Skip all pictures. Write out the data below from its first line through the line that contains "grid-cols-[70px_74px_78px_108px] items-center border-b-[1.5px]".
>> begin Dataset section
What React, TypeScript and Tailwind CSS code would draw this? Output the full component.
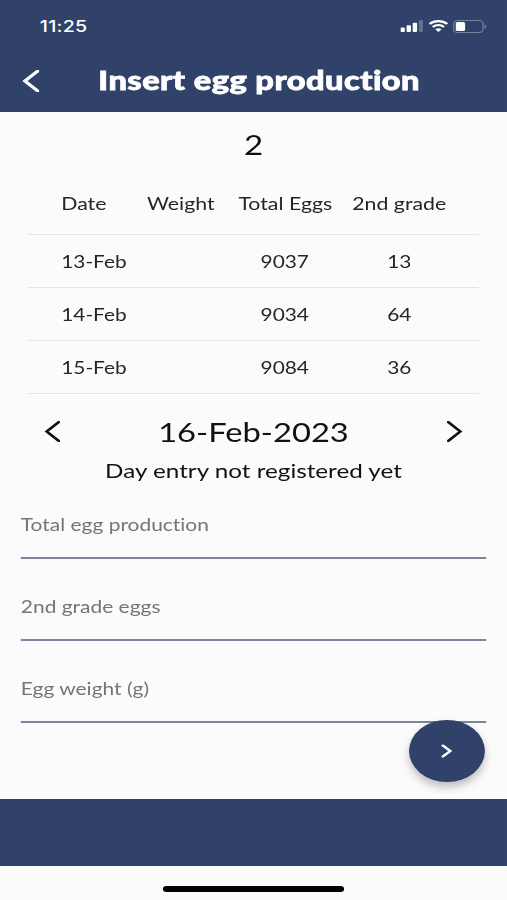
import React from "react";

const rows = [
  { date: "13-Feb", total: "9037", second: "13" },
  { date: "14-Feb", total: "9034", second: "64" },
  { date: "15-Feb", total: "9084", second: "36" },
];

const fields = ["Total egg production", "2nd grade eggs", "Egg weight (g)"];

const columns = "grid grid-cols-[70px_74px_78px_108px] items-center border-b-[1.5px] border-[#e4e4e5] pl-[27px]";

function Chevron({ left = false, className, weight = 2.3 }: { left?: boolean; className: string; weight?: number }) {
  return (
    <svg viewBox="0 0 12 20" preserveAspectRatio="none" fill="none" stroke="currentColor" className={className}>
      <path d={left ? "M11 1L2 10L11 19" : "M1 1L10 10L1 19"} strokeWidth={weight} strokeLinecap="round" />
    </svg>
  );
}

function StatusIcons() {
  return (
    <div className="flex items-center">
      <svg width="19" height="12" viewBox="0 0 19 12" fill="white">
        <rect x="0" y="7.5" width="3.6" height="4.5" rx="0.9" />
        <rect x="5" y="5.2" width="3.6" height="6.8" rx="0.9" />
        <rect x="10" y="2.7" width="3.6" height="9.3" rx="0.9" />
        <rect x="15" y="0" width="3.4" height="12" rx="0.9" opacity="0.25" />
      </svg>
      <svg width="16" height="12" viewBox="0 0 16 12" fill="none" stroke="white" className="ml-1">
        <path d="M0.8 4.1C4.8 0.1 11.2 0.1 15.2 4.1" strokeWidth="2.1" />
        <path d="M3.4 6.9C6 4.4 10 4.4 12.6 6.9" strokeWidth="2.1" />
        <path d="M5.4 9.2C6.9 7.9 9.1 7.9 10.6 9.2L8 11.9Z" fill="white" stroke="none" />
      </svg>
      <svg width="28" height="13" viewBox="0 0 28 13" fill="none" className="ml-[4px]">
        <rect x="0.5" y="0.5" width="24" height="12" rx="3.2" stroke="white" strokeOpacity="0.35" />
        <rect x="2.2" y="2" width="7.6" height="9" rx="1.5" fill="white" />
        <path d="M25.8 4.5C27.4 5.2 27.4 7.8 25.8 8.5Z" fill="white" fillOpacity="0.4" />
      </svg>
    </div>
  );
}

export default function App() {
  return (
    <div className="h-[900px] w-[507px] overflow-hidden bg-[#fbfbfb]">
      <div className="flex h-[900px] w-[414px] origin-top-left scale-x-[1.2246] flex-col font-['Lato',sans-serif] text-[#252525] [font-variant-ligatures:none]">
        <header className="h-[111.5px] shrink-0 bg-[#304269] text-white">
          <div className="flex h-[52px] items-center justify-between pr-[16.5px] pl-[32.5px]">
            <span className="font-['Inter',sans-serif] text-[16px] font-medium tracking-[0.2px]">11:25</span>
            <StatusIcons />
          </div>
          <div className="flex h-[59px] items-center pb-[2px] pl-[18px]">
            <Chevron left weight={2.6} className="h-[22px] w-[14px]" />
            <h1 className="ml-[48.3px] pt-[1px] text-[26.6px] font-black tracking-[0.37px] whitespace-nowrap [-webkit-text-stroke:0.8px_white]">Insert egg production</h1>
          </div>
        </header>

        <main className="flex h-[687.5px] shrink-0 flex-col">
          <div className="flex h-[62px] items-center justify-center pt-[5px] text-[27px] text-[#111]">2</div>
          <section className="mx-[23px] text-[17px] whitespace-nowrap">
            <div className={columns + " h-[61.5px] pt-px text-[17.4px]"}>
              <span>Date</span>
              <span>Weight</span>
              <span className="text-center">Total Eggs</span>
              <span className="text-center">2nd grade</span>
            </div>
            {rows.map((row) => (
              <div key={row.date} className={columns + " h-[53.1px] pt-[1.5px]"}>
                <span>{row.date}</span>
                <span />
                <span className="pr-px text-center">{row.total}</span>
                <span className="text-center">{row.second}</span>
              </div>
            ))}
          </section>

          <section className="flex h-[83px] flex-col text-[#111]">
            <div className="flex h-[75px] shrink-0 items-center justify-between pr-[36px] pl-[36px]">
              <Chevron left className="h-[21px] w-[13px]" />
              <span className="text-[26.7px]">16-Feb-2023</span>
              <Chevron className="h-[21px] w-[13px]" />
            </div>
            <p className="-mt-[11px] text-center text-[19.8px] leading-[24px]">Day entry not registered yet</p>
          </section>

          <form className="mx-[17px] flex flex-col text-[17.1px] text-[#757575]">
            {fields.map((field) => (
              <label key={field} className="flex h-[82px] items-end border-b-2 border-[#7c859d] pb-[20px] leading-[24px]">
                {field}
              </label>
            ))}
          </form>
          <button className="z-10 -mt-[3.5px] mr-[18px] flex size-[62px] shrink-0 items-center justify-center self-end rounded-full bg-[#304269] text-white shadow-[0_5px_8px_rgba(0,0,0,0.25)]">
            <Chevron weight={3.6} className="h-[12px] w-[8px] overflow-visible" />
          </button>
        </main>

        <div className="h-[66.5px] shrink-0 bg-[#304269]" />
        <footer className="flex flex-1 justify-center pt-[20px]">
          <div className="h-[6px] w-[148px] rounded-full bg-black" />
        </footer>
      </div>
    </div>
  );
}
>> end Dataset section
▶ Exercise solution:
What React, TypeScript and Tailwind CSS code would draw this? Output the full component.
import React from "react";

const rows = [
  { date: "13-Feb", total: "9037", second: "13" },
  { date: "14-Feb", total: "9034", second: "64" },
  { date: "15-Feb", total: "9084", second: "36" },
];

const fields = ["Total egg production", "2nd grade eggs", "Egg weight (g)"];

const columns = "grid grid-cols-[70px_74px_78px_108px] items-center border-b-[1.5px] border-[#e4e4e5] pl-[27px]";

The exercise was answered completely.